> Exercise objective
Provide the number of lines containing the word "this", and nothing else.

> Raw data
-- START --

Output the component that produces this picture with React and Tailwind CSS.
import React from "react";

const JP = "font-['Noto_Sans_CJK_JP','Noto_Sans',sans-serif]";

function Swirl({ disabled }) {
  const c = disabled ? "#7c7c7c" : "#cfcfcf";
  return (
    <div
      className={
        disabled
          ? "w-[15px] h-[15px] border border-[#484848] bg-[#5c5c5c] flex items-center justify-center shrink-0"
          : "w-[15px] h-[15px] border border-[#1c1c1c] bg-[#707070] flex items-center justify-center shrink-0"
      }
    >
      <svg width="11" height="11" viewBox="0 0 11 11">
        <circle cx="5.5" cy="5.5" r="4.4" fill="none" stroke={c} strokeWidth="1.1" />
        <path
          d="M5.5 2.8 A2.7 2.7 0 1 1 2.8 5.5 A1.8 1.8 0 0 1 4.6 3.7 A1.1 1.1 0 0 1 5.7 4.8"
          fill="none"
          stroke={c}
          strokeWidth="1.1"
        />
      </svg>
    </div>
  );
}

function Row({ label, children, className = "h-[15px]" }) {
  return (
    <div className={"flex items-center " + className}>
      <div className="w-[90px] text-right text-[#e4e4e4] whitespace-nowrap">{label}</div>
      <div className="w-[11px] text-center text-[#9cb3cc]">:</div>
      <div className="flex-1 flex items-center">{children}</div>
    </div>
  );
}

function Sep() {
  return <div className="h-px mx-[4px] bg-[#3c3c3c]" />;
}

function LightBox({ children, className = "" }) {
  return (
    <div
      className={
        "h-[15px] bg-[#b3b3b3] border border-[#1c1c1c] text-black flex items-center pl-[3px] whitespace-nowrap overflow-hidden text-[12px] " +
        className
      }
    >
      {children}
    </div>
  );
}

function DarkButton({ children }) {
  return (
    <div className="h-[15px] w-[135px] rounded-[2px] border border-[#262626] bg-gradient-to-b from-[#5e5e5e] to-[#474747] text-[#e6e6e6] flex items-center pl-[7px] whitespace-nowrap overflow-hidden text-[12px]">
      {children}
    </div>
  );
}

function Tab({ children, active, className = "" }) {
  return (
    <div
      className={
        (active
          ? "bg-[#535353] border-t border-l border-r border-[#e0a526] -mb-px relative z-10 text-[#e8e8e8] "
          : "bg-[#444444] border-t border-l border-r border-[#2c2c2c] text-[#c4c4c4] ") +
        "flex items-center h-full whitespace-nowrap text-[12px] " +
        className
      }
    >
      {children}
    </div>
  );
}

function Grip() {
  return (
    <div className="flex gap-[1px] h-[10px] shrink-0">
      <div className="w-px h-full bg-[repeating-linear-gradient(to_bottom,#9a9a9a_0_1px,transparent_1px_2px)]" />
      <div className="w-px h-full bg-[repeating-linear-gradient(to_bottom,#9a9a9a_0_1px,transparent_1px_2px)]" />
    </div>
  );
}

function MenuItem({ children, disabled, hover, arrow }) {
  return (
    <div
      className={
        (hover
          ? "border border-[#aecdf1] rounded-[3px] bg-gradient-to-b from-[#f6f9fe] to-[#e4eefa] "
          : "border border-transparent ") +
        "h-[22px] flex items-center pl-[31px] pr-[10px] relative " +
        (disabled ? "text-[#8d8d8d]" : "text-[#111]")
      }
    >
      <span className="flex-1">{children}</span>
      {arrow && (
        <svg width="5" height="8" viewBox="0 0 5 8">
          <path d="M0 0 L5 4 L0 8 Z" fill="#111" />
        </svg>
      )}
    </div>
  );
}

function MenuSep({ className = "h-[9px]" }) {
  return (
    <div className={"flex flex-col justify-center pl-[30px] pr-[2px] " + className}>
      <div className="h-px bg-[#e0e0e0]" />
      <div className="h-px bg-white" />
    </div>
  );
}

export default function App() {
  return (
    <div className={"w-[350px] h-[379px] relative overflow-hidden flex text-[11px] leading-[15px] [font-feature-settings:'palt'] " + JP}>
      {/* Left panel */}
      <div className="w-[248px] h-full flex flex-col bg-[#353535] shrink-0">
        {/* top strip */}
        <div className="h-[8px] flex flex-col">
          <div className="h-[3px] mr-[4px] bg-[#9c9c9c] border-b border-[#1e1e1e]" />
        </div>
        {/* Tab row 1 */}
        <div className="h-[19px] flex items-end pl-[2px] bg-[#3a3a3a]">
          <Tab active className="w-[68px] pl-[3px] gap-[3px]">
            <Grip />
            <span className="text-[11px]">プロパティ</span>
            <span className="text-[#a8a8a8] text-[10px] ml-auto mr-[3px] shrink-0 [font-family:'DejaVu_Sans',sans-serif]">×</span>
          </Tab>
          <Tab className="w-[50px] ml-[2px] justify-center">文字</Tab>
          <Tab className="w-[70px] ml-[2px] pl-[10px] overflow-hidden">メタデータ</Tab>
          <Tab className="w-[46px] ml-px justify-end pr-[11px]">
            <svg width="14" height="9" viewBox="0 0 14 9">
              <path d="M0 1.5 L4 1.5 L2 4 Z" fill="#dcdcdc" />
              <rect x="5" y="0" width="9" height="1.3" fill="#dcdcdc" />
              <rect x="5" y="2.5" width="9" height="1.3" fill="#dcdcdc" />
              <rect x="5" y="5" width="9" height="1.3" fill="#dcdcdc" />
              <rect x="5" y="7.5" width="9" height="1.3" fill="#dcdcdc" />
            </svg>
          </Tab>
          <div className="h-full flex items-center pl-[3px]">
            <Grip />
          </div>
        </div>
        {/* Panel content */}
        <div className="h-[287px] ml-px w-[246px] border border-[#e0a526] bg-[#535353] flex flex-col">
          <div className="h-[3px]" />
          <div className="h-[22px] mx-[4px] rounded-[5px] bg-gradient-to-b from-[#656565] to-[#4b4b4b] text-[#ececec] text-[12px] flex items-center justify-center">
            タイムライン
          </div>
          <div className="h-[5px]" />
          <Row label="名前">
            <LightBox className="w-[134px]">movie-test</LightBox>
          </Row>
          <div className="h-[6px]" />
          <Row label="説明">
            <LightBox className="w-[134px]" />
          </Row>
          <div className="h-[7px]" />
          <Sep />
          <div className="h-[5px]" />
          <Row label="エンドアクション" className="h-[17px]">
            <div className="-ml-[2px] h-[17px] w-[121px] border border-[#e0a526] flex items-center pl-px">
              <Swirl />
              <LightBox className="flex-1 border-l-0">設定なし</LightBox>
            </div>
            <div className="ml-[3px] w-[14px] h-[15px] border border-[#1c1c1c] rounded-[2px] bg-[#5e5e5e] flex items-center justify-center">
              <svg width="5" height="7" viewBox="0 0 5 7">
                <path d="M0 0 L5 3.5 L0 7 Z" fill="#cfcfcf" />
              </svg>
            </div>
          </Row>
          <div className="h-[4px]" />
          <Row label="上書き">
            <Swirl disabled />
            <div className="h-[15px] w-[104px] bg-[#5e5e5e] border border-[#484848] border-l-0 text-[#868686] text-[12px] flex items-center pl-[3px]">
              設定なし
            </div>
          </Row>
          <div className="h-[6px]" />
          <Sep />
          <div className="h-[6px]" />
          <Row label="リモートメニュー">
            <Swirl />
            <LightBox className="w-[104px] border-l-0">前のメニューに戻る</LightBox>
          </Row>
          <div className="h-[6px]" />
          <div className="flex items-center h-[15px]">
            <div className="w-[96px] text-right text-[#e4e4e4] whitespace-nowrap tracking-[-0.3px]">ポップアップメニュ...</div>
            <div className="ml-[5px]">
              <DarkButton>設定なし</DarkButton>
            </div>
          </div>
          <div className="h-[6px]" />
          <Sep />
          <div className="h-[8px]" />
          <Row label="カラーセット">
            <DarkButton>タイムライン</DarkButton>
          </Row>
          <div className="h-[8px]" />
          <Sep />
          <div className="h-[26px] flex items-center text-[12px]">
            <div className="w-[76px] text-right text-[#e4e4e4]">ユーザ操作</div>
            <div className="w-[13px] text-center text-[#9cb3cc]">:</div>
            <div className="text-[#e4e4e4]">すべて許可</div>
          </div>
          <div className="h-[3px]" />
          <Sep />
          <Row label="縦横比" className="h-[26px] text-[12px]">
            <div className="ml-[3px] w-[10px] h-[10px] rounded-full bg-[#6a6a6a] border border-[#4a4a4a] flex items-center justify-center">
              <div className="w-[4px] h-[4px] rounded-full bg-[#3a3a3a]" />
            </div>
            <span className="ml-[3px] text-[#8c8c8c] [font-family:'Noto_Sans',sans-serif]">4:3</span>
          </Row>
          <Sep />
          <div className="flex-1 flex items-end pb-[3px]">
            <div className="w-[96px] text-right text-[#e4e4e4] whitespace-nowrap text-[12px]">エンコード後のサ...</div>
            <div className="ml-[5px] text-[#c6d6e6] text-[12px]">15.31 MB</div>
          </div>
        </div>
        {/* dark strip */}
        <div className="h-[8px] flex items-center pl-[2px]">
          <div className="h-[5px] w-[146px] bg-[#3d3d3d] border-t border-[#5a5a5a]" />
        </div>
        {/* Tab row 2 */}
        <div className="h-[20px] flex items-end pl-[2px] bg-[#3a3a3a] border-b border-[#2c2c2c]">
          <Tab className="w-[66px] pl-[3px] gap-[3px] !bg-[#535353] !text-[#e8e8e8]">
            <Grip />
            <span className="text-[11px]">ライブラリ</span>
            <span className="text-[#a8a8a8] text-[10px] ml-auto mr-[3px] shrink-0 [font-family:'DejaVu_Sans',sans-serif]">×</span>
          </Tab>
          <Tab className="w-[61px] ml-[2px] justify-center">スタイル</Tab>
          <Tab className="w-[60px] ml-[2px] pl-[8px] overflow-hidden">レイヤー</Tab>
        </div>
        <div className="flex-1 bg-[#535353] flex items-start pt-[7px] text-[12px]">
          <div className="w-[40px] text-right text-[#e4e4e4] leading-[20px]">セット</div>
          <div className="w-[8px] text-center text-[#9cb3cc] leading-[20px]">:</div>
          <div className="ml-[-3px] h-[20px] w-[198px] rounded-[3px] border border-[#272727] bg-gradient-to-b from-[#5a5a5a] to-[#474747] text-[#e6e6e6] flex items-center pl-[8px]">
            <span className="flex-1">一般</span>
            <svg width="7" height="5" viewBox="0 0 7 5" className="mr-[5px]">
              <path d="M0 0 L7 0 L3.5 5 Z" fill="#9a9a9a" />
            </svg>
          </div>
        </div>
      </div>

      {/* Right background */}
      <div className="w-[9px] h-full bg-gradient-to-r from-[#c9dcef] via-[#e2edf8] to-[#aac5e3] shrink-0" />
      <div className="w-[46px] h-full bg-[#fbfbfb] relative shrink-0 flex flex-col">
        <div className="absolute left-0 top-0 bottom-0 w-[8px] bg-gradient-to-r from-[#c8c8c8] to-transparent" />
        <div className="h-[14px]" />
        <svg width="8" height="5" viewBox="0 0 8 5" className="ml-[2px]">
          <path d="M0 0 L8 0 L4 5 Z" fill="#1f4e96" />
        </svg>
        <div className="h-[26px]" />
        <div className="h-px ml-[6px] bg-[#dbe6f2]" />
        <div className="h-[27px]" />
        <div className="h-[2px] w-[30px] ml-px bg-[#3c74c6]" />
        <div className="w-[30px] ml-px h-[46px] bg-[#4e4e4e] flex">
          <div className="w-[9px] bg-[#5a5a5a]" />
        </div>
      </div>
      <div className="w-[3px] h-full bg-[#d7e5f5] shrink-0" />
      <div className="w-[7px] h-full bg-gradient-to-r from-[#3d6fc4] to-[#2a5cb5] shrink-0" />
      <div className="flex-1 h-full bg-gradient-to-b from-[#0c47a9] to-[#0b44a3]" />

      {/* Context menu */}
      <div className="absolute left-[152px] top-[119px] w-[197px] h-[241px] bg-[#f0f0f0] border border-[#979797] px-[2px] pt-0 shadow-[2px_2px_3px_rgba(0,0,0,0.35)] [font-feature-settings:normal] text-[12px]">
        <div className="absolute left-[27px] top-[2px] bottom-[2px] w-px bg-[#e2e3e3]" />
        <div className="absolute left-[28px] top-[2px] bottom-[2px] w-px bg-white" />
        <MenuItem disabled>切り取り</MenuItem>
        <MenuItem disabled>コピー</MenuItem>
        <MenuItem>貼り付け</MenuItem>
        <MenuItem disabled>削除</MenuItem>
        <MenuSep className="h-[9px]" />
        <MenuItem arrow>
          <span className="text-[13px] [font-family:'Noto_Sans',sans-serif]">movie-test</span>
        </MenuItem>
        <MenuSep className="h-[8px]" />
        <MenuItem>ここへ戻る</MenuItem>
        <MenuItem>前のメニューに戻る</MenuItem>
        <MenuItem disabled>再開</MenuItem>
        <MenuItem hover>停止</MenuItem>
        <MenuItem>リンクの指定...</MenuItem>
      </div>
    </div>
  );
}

-- END --
-- START --

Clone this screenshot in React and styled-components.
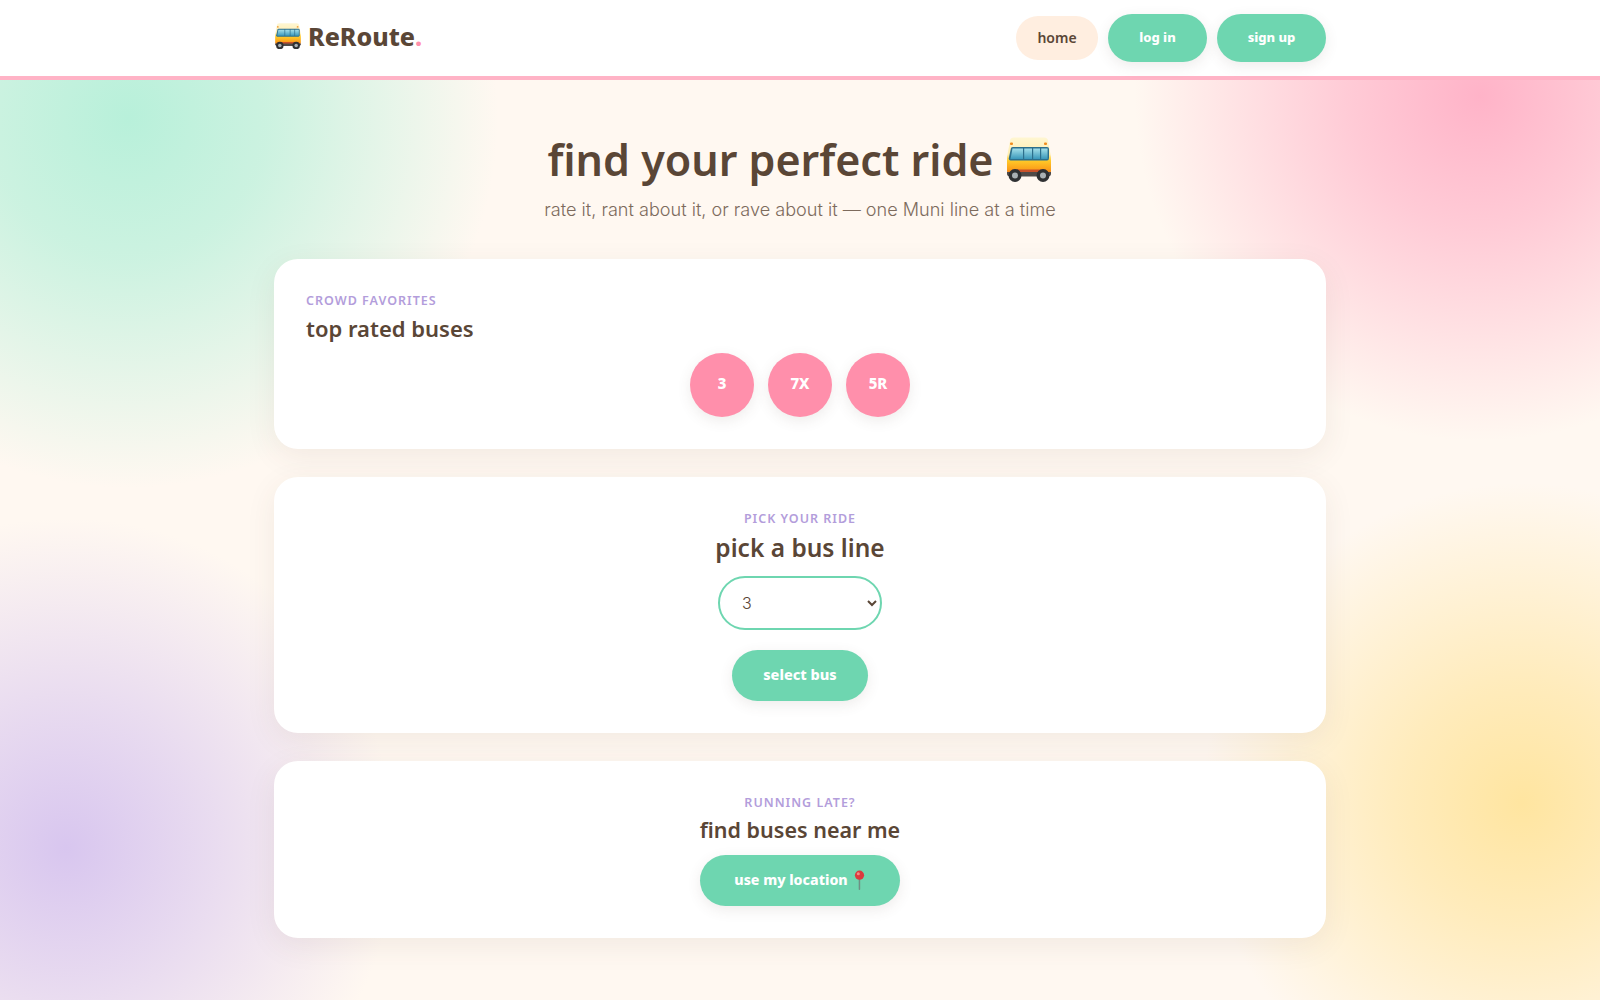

-- END --

> Task solution
2